株式会社 私の部屋リビング

Philosophy

私たちの想い
この街の日々の暮らしを豊かな喜びで満たしたい
1972年3月、高度成長期の最中に雑誌「私の部屋」が創刊しました。 モノを増やせば豊かになると思われていた時代に、 その雑誌は「本当の豊かさは自分自身の中にある」というメッセージを発しました。 私の部屋、私の時間、私自身をもっと大切にしよう、と。 やがて、私たちは全国に店舗を拡げました。 「この街の日々の暮らしを、豊かな喜びで満たしたい」 それぞれのお店で、皆さまと過ごすひと時を私たちは大切にしたいと思います。
Message社長からのメッセージ

枕もとに父がいる。私が小学三年のころ。「素晴らしい商売のアイデアがある。儲からへんかったら、 君たちは学校行けなくなるかもしれんけど賛成してくれるか。」じっと聞いていた姉が答えた。「応援するから頑張ってね。」 私は何を言ったか憶えていない。けれど父は、「お前も賛成したぞ。二人が賛成したから始めたんだ。」と話していた。

ほどなく、雑誌「私の部屋」が創刊され、「ファミリーブティック私の部屋」1号店が日本海を望む街、新潟に生まれた。 父の予言どおり、儲からない日々が続き、何度も引越しした。やがて、スウェーデンの木製プレハブハウスを建てて住むことになった。 北欧のポップなデザインのカーテン、ブリキのシェード、ボーリング場のレーン材を再利用した家具、和風とも洋風ともつかない厚手の食器に囲まれた日々を送った。 外壁をピンクに塗り替えたりするので、よく友人が遊びに来た。「前川の家は変わっているぞ」と言われて、そうかと初めて気がついた。 不思議な家と不思議な雑貨の暮らしは楽しかった。「外は雪が積もっているのに、どうして家には炬燵がないのだろう。」と思ったが言わなかった。 父にとって自宅はお店のための実験室であり、実際に使ってみてお客様の目でチェックする場所だったのだろう。

そして長い月日が過ぎた。モノをどんどん作り、建物をどんどん作ることがゆたかさだった時代は過ぎ去った。 高級品を身につけることが豊かさだったバブルははじけた。経済が主役ではなく、心と文化が主役になる時代になった。 大きな災害が起きて、不安をかきたてる情報が飛び交う時代。人はもっと身近に日々の豊かさを求めるようになった。 背伸びをせずにありのままの自分を受け入れる暮らし、季節の移ろいを感じて楽しめる暮らし、人とのつながりにホッとできる暮らし。 これが私たちのお店の出発点であり、ゴールだったんだと思う。

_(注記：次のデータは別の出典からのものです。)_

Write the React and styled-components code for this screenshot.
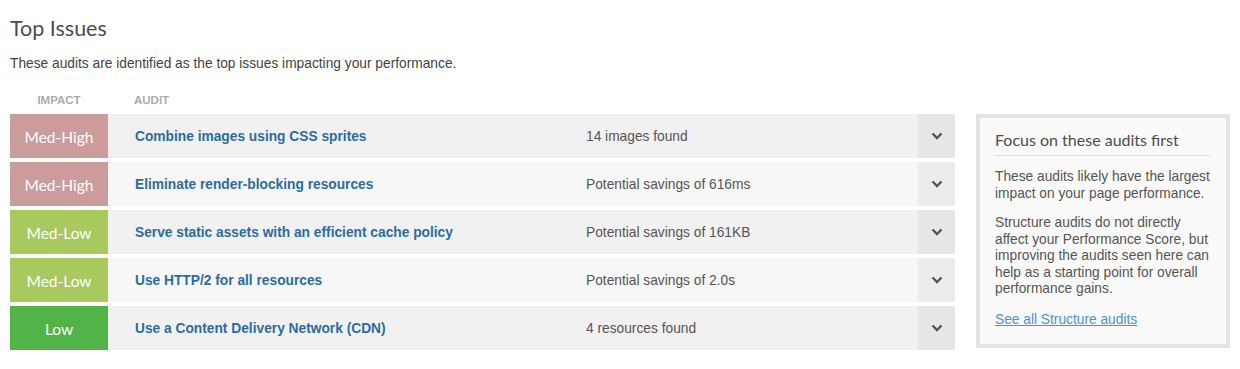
import React from 'react';
import styled, { createGlobalStyle } from 'styled-components';

const GlobalStyle = createGlobalStyle`
  body {
    margin: 0;
    background: #ffffff;
    font-family: 'Liberation Sans', Arial, sans-serif;
  }
`;

const Page = styled.div`
  padding: 13px 10px 0 10px;
  width: 1220px;
`;

const Title = styled.h2`
  margin: 0;
  font-family: Lato, 'Open Sans', sans-serif;
  font-weight: 400;
  font-size: 21.5px;
  line-height: 30px;
  color: #4d4d4d;
`;

const Intro = styled.p`
  margin: 12px 0 0 0;
  font-size: 13.75px;
  line-height: 18px;
  color: #444;
`;

const Body = styled.div`
  display: flex;
  align-items: flex-start;
  gap: 21px;
  margin-top: 17px;
`;

const Table = styled.div`
  width: 945px;
  display: flex;
  flex-direction: column;
  gap: 4px;
`;

const HeadRow = styled.div`
  display: flex;
  height: 20px;
  align-items: center;
  font-size: 11.5px;
  font-weight: bold;
  color: #aaa;
  text-transform: uppercase;
`;

const HeadImpact = styled.div`
  width: 98px;
  text-align: center;
`;

const HeadAudit = styled.div`
  padding-left: 26px;
`;

const Row = styled.div`
  display: flex;
  height: 44px;
  background: ${(p) => (p.$alt ? '#f7f7f7' : '#f1f1f1')};
`;

const impactColors = {
  'Med-High': '#cc9b9b',
  'Med-Low': '#a9c85f',
  Low: '#52b448',
};

const Impact = styled.div`
  width: 98px;
  display: flex;
  align-items: center;
  justify-content: center;
  padding-top: 1px;
  box-sizing: border-box;
  background: ${(p) => impactColors[p.$level]};
  color: #fff;
  font-family: Lato, 'Open Sans', sans-serif;
  font-weight: 400;
  font-size: 15.5px;
`;

const AuditName = styled.div`
  box-sizing: border-box;
  width: 452px;
  padding-left: 27px;
  display: flex;
  align-items: center;
  font-size: 13.75px;
  font-weight: bold;
  color: #2b6ca3;
`;

const Detail = styled.div`
  flex: 1;
  display: flex;
  align-items: center;
  padding-left: 26px;
  font-size: 13.75px;
  color: #555;
`;

const Toggle = styled.div`
  width: 37px;
  display: flex;
  align-items: center;
  justify-content: center;
  background: ${(p) => (p.$alt ? '#ececec' : '#e7e7e7')};
`;

const Side = styled.aside`
  width: 254px;
  box-sizing: border-box;
  margin-top: 24px;
  border: 4px solid #e3e3e3;
  background: #fafafa;
  padding: 11px 15px 16px 15px;
  color: #555;
`;

const SideTitle = styled.h3`
  margin: 0;
  font-family: Lato, 'Open Sans', sans-serif;
  font-weight: 400;
  font-size: 16px;
  line-height: 22px;
  color: #4d4d4d;
  padding-bottom: 4px;
  border-bottom: 1px solid #dedede;
`;

const SideText = styled.p`
  margin: 13px 0 0 0;
  font-size: 13.75px;
  line-height: 16.5px;
`;

const SideLink = styled.a`
  display: inline-block;
  margin-top: 14px;
  font-size: 13.75px;
  color: #4a92db;
  text-decoration: underline;
`;

const Chevron = () => (
  <svg width="12" height="8" viewBox="0 0 12 8">
    <path d="M1.5 1.5 L6 6 L10.5 1.5" fill="none" stroke="#555" strokeWidth="2.4" />
  </svg>
);

const issues = [
  { level: 'Med-High', name: 'Combine images using CSS sprites', detail: '14 images found' },
  { level: 'Med-High', name: 'Eliminate render-blocking resources', detail: 'Potential savings of 616ms' },
  { level: 'Med-Low', name: 'Serve static assets with an efficient cache policy', detail: 'Potential savings of 161KB' },
  { level: 'Med-Low', name: 'Use HTTP/2 for all resources', detail: 'Potential savings of 2.0s' },
  { level: 'Low', name: 'Use a Content Delivery Network (CDN)', detail: '4 resources found' },
];

const App = () => (
  <>
    <GlobalStyle />
    <Page>
      <Title>Top Issues</Title>
      <Intro>These audits are identified as the top issues impacting your performance.</Intro>
      <Body>
        <Table>
          <HeadRow>
            <HeadImpact>Impact</HeadImpact>
            <HeadAudit>Audit</HeadAudit>
          </HeadRow>
          {issues.map((issue, i) => (
            <Row key={issue.name} $alt={i % 2 === 1}>
              <Impact $level={issue.level}>{issue.level}</Impact>
              <AuditName>{issue.name}</AuditName>
              <Detail>{issue.detail}</Detail>
              <Toggle $alt={i % 2 === 1}>
                <Chevron />
              </Toggle>
            </Row>
          ))}
        </Table>
        <Side>
          <SideTitle>Focus on these audits first</SideTitle>
          <SideText>These audits likely have the largest impact on your page performance.</SideText>
          <SideText>
            Structure audits do not directly affect your Performance Score, but improving the audits seen here can help as a starting point for overall performance gains.
          </SideText>
          <SideLink href="#">See all Structure audits</SideLink>
        </Side>
      </Body>
    </Page>
  </>
);

export default App;
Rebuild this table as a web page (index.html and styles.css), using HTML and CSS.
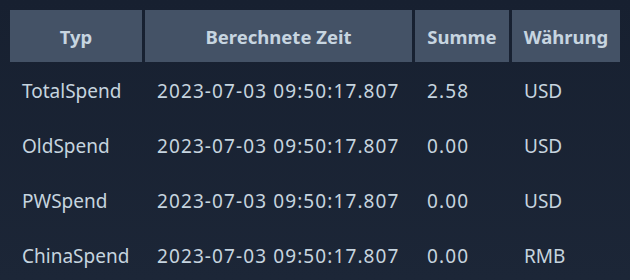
FILE: index.html
```html
<!DOCTYPE html>
<html lang="de">
<head>
<meta charset="utf-8">
<title>Ausgaben</title>
<link rel="stylesheet" href="styles.css">
</head>
<body>
<div class="table">
  <div class="th">Typ</div>
  <div class="th">Berechnete Zeit</div>
  <div class="th">Summe</div>
  <div class="th">Währung</div>

  <div class="td">TotalSpend</div>
  <div class="td num">2023-07-03 09:50:17.807</div>
  <div class="td num">2.58</div>
  <div class="td">USD</div>

  <div class="td">OldSpend</div>
  <div class="td num">2023-07-03 09:50:17.807</div>
  <div class="td num">0.00</div>
  <div class="td">USD</div>

  <div class="td">PWSpend</div>
  <div class="td num">2023-07-03 09:50:17.807</div>
  <div class="td num">0.00</div>
  <div class="td">USD</div>

  <div class="td">ChinaSpend</div>
  <div class="td num">2023-07-03 09:50:17.807</div>
  <div class="td num">0.00</div>
  <div class="td">RMB</div>
</div>
</body>
</html>
```

FILE: styles.css
```css
html, body {
  margin: 0;
  height: 100%;
}
body {
  background: linear-gradient(180deg, #172030 0%, #1c2637 100%);
  font-family: "Noto Sans", "Open Sans", sans-serif;
  color: #c6d4df;
  padding: 10px;
  box-sizing: border-box;
}
.table {
  display: grid;
  grid-template-columns: 132px 267px 94px 108px;
  grid-auto-rows: 52px;
  gap: 3px;
}
.th {
  background: #445266;
  font-weight: bold;
  font-size: 18.5px;
  display: flex;
  align-items: center;
  justify-content: center;
  color: #c7d5e0;
}
.td {
  font-size: 19px;
  padding-left: 12px;
  display: flex;
  align-items: center;
  color: #c6d4df;
}
.num {
  letter-spacing: 1.1px;
}
```
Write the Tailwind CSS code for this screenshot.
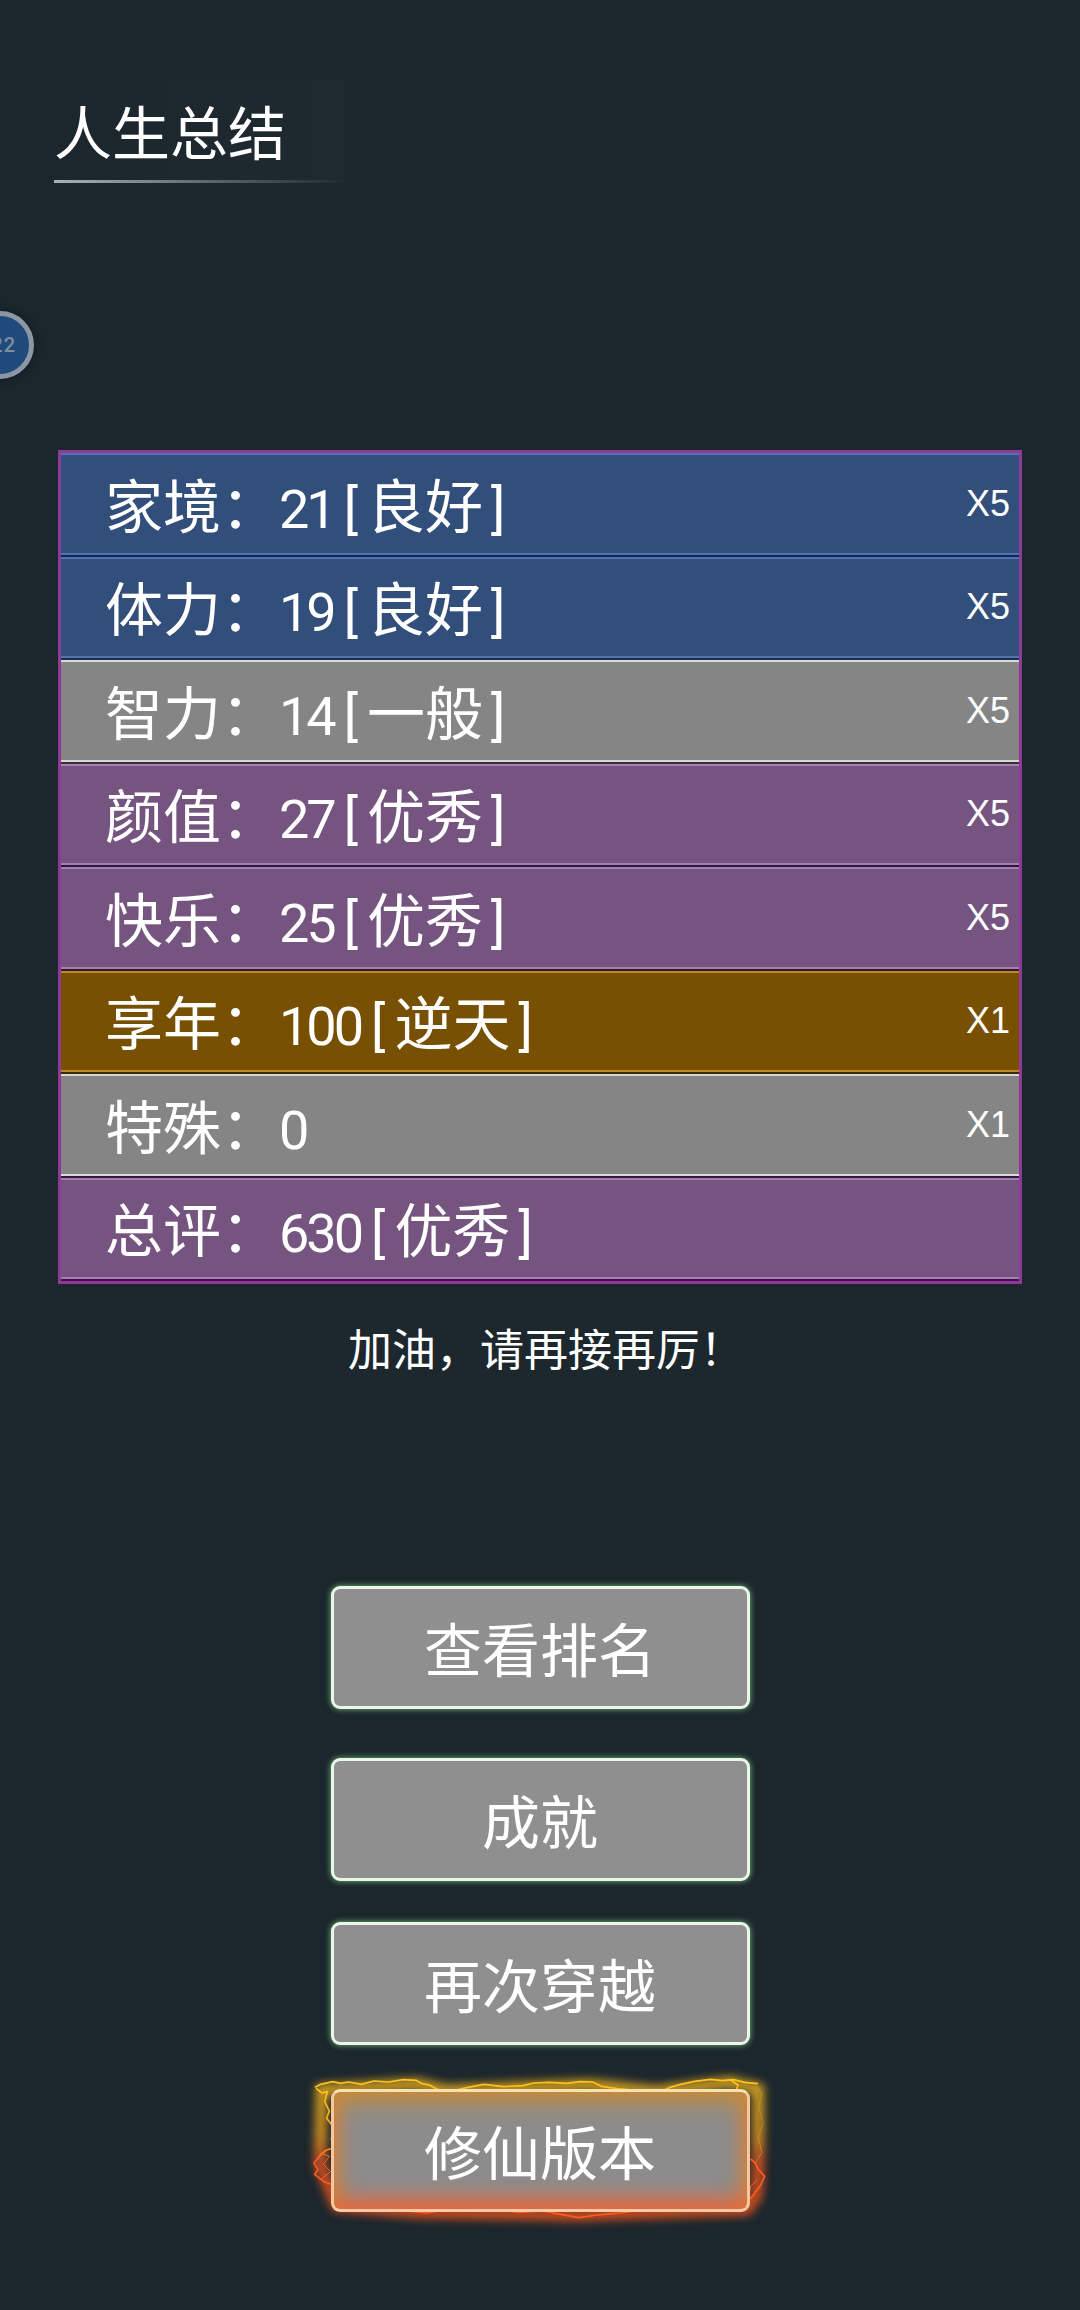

私たちのお店「私の部屋」「キャトル・セゾン」は全国に拡がった。それは私たちの思いが詰まった部屋であり、お客様の思いを受けとめる部屋だと思う。 この場所でひと時を過ごすことで、一人ひとりの暮らしの中に小さな喜びを増やしていけたら。それがお店がある理由であり、私たちのやりがいだと思う。 「神々は細部に宿る」という言葉が好きだ。立派な思想や主義よりも小さな喜びの積み重ねが私たちの暮らしを豊かにする。 日々の暮らしを豊かにすることが、街と社会を変えていくと信じている。

この部屋にあるのは、私たちが集めた暮らしのかけら。あなたが来て、手に取ってくれたらくれたら嬉しい。 朝起きた時のかけら、ごはんのためのかけら、ゆっくりくつろぐためのかけら。あなたが気に入ったかけらを見つけてくれたら嬉しい。そしていつか、あなたの部屋があなたのかけらで眩しく輝きますように。